The overarching main cooking task in the kitchen was designed according to Ellis’s (2003) criterial features quoted in section 2.1 above, in the following ways: we designed it to encourage learners to focus on meaning rather than purely language – that is, they use the language to complete a culinary task, rather than focusing primarily on the language itself. Secondly, learners must employ all four language skills in a holistic manner to achieve the task. Thirdly, the task is situated in an authentic real-world context, namely the kitchen. The task is goal-oriented, involving the production of a dish. Fourthly, cooking tasks are carried out in pairs. In some cases, this generated interaction in L2. In the UK context, for example, we paired foreign learners of English who did not share an L1, compelling them to communicate in English L2. Finally, learners can measure their own success by non-linguistic goal completion, through cooking and consumption of the food. A further characteristic of the Linguacuisine task is that it is a focused task, in that it is necessary for learners to recognise the spoken form of named L2 vocabulary items in order to carry out the task. Learners are pushed to use these items in L2 talk with each other, but are not compelled; Ellis (2003, p.17) notes that learners can always use communication strategies to avoid using the target feature. Ellis (2003, p.142) suggests that focused tasks are of value because they involve both reception and production and provide a means of teaching language items communicatively, under real operating conditions.

Figure 3. Linguacuisine – explanations of how the system works.

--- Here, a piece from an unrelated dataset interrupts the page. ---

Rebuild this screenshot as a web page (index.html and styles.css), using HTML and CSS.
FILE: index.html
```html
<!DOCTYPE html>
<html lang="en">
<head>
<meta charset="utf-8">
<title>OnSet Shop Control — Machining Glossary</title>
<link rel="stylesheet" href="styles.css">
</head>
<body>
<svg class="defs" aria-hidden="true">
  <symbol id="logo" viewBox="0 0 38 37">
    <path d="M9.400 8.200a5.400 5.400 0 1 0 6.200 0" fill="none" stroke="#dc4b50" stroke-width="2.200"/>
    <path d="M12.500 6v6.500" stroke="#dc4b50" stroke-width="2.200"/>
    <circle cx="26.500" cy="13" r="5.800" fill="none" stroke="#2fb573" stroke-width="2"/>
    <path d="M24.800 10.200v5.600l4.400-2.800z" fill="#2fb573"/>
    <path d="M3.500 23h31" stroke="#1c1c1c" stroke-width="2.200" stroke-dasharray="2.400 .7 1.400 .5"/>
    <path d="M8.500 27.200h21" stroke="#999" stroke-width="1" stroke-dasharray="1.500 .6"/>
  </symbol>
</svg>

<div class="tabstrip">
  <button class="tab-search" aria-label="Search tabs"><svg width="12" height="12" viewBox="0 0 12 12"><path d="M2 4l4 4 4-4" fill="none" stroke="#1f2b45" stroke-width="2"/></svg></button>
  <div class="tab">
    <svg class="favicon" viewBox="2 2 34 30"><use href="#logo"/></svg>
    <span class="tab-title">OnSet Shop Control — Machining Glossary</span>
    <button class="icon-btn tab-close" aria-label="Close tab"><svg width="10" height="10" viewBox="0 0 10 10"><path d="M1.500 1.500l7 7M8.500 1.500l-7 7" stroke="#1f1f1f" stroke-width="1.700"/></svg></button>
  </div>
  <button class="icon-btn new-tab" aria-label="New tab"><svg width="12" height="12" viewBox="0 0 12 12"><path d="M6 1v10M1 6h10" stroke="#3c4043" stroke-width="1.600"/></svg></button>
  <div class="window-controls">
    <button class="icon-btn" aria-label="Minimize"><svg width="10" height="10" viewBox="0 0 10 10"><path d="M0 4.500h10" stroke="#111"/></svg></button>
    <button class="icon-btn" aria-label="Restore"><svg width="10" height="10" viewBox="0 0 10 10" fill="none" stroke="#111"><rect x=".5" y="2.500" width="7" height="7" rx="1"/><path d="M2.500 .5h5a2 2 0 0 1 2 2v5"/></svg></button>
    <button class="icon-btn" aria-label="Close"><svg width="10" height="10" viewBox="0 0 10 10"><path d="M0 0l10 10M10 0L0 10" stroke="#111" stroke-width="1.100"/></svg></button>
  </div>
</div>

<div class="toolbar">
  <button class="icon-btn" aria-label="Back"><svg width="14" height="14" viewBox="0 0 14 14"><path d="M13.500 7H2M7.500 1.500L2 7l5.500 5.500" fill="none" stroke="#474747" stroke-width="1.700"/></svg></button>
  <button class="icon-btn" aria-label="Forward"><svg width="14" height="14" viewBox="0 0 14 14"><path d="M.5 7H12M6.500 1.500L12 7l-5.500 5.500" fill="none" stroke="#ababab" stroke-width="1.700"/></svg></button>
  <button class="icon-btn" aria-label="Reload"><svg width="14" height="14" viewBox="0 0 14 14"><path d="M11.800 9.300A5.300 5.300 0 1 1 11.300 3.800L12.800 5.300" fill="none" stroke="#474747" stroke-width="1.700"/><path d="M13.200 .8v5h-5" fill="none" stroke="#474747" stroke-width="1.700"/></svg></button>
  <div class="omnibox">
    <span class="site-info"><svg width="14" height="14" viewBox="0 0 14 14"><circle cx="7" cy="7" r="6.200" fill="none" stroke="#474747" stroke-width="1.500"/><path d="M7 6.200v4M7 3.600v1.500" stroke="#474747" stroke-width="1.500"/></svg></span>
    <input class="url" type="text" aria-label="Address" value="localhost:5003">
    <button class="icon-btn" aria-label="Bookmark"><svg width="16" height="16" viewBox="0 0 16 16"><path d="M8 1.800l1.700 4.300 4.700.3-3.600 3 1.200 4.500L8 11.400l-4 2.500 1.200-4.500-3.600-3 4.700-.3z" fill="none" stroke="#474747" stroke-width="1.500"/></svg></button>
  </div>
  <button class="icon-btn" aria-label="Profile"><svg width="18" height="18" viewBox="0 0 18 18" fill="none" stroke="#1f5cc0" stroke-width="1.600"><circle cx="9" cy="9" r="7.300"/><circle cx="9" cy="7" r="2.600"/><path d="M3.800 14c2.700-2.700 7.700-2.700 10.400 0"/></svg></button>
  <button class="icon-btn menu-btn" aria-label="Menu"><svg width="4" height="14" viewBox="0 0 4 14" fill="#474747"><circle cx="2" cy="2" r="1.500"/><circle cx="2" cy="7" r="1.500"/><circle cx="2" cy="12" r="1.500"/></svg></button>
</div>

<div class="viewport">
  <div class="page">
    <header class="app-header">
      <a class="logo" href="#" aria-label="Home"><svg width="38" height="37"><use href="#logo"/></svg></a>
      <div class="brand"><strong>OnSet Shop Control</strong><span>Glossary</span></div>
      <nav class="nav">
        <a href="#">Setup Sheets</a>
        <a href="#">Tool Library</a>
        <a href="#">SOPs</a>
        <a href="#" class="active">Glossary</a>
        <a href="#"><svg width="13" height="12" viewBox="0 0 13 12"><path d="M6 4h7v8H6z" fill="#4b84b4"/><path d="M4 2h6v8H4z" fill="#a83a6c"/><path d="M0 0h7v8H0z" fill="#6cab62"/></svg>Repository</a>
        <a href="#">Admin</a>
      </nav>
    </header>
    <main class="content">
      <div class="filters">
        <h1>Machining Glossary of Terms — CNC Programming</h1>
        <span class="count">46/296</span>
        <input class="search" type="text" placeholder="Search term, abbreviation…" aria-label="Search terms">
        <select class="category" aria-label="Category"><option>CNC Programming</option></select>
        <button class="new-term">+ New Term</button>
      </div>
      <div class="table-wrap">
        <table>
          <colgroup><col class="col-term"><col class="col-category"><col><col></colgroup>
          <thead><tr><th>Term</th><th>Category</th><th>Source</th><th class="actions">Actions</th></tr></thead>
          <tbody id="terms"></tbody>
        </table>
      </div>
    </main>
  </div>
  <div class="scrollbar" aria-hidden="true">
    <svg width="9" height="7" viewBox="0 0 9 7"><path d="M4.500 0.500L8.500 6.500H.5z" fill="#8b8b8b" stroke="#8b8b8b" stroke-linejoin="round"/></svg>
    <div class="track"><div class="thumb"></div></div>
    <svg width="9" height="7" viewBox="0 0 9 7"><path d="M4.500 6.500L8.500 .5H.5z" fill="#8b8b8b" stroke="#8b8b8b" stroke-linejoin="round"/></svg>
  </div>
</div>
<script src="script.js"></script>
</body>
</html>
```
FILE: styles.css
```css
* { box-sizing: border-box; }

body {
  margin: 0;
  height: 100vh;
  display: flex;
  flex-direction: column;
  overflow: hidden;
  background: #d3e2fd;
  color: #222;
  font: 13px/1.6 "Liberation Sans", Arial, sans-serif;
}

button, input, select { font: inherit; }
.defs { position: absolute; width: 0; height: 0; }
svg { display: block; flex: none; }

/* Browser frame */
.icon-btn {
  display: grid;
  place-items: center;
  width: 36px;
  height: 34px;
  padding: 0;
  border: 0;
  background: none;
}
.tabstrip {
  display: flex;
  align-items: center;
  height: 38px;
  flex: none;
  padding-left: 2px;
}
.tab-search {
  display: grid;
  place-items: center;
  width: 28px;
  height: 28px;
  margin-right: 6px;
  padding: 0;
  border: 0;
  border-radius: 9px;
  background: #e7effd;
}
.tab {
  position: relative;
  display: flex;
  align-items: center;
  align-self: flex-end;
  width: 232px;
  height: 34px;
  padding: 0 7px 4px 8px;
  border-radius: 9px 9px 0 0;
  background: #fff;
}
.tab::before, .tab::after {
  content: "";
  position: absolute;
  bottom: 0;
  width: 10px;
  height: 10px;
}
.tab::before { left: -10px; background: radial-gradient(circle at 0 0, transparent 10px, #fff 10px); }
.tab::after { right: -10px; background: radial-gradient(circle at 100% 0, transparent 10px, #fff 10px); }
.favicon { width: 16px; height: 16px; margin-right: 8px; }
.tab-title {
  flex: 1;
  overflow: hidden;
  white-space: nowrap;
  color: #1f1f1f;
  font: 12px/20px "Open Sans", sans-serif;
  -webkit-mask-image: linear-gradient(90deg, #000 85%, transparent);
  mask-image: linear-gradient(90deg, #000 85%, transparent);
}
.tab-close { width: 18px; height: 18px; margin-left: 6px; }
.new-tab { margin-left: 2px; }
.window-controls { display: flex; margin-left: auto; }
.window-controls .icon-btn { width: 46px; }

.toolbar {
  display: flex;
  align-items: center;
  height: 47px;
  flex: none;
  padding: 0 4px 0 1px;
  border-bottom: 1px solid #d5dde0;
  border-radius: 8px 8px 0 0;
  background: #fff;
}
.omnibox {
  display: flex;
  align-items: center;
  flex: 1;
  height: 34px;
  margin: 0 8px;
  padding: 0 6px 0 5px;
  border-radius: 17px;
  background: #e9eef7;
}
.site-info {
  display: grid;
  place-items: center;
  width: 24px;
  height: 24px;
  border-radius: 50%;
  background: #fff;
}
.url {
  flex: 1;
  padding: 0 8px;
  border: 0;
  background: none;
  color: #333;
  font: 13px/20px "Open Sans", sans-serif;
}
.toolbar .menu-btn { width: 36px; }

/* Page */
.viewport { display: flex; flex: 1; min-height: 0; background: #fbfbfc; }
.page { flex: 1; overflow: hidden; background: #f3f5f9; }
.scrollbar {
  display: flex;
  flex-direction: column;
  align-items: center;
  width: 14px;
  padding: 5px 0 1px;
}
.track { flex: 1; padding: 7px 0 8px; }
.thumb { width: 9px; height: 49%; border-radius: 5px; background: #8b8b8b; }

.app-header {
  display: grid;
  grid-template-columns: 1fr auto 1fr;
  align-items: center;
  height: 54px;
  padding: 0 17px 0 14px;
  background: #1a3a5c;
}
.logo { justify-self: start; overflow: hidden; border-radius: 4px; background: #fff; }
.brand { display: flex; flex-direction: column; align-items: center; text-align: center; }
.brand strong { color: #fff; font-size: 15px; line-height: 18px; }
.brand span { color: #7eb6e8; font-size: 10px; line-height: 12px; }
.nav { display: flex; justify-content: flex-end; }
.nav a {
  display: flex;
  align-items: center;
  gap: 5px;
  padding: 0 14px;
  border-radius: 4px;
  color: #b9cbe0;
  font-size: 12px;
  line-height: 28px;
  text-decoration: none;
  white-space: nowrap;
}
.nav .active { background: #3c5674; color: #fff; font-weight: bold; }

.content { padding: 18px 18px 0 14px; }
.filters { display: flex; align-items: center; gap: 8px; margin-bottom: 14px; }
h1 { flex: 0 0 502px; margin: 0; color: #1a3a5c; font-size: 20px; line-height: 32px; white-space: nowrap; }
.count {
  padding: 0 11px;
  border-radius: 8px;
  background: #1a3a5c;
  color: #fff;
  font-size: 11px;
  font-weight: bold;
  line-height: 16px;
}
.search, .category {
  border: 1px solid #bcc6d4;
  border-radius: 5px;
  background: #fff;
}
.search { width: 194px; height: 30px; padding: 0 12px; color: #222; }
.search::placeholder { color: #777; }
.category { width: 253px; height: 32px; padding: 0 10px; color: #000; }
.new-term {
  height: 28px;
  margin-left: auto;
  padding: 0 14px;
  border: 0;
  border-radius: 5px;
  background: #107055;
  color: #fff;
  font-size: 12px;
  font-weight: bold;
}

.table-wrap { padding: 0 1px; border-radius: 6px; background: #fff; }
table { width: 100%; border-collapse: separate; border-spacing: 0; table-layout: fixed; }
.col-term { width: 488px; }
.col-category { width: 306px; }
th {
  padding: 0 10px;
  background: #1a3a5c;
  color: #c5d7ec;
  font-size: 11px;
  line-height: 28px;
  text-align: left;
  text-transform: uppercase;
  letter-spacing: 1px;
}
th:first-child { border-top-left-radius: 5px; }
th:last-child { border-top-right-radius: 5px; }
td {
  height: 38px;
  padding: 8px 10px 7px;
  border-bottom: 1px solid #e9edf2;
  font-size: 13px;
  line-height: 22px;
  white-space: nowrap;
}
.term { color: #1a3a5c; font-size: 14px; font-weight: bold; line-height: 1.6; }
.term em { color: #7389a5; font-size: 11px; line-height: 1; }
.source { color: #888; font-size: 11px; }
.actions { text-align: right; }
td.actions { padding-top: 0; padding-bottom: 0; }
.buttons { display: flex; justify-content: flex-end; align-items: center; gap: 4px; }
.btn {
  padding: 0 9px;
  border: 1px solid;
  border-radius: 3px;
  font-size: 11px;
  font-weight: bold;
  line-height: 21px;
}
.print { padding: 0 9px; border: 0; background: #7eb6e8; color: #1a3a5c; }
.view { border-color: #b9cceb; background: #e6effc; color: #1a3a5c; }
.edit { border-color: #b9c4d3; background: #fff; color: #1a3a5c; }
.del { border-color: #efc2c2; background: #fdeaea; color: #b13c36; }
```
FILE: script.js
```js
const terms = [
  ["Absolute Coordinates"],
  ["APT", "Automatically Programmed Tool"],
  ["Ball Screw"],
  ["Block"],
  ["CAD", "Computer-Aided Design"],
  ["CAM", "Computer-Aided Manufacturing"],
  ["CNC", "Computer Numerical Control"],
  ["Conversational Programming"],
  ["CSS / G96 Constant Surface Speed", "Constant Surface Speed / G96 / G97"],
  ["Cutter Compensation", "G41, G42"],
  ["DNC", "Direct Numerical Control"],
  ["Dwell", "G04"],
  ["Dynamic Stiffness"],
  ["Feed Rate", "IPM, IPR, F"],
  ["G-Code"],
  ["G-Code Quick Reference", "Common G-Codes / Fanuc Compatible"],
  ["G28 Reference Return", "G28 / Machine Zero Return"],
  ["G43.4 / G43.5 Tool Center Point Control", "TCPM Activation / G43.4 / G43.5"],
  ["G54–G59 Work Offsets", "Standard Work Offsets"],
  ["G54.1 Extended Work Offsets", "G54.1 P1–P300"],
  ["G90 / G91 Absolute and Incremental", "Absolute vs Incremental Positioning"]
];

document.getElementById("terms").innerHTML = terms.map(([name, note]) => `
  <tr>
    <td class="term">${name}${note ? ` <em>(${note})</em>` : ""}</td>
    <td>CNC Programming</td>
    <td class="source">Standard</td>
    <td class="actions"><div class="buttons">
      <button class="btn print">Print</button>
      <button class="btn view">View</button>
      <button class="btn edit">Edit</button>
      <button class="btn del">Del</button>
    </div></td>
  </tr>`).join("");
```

Ellis (2003, p.21) provides a systematic framework for describing the design features of tasks, in which one must specify the goal, input, conditions, procedures and predicted outcomes. These are applied to the Linguacuisine task as follows:

Table 1. Task Design Features of Linguacuisine
  • To cook a meal following L2 instructions;
  • To learn a vocabulary set related to tools, materials and processes; utensils, ingredients and cooking processes.
  • L2 spoken, written, video and graphical input provided by the Linguacuisine system;
  • Contextual information is provided by the kitchen environment.
  • This is a convergent task in that users must agree on how to cook the meal and a single outcome is targeted. All users receive the same basic information, but receive individualised feedback according to their choices and task progress.
  • The task is intended for pairwork and for users to collaborate and produce some L2 talk related to cooking procedures.
Predicted Outcome
  • A meal from the L2 cuisine which can be eaten.
  • Linguistically, it is predicted that some specific L2 vocabulary items will be learnt.
  • Specifically, there will be concrete items (e.g., utensils and ingredients) manipulated during the task.

2.3. Phase framework

In order to operationalize TBLT in this setting, we adopted the cyclical pedagogic TBLT framework put forward by Skehan (1998) and Ellis (2003), which divides activity related to the completion of a task into 3 phases: pre-taskduring-task and post-task. This provided both a clear design structure for materials and a guide to implementation. The pre-task functions as a preparation stage for the main activity to be carried out in the during-task phase. The during-task phase involves the performance of the main task set. The post-task phase is designed to manipulate attention through reflection on and analysis of during-task performance, identification of what has been learnt, and as a period of evaluation of the task outcomes.

2.3.1 Pre-task

The pre-task functions as a preparation stage for the activity to be carried out in the during-task phase. This may include the presentation of new language, the mobilisation of existing language knowledge and clarification of the type of knowledge that would be required (Skehan, 1998, p. 138). All three features directly relate to preparing or priming the learners’ attentional resources and are based on the operations involved in processing information in the short-term and working memory. The learners should get an indication of the purpose of the task and the kind of task it is. The pre-task in Linguacuisine involves a dual focus on cooking and L2 skills and is divided into presentation and preparation of the L2 items and cooking. Firstly, learners could (where available) watch a purpose-made video recording with optional sub-titles of a native-English speaker making the chosen dish for the project, English Scones. This familiarised them with both the cooking procedures required and with the English language to be employed. This facility enabled individualisation of learning. In TBLT terms, this aspect of the pre-task framed the main task, motivated the learners and focused their attention on the L2 words which they would encounter during the main task. It introduced them to the process by which they would generate the task output, namely the dish.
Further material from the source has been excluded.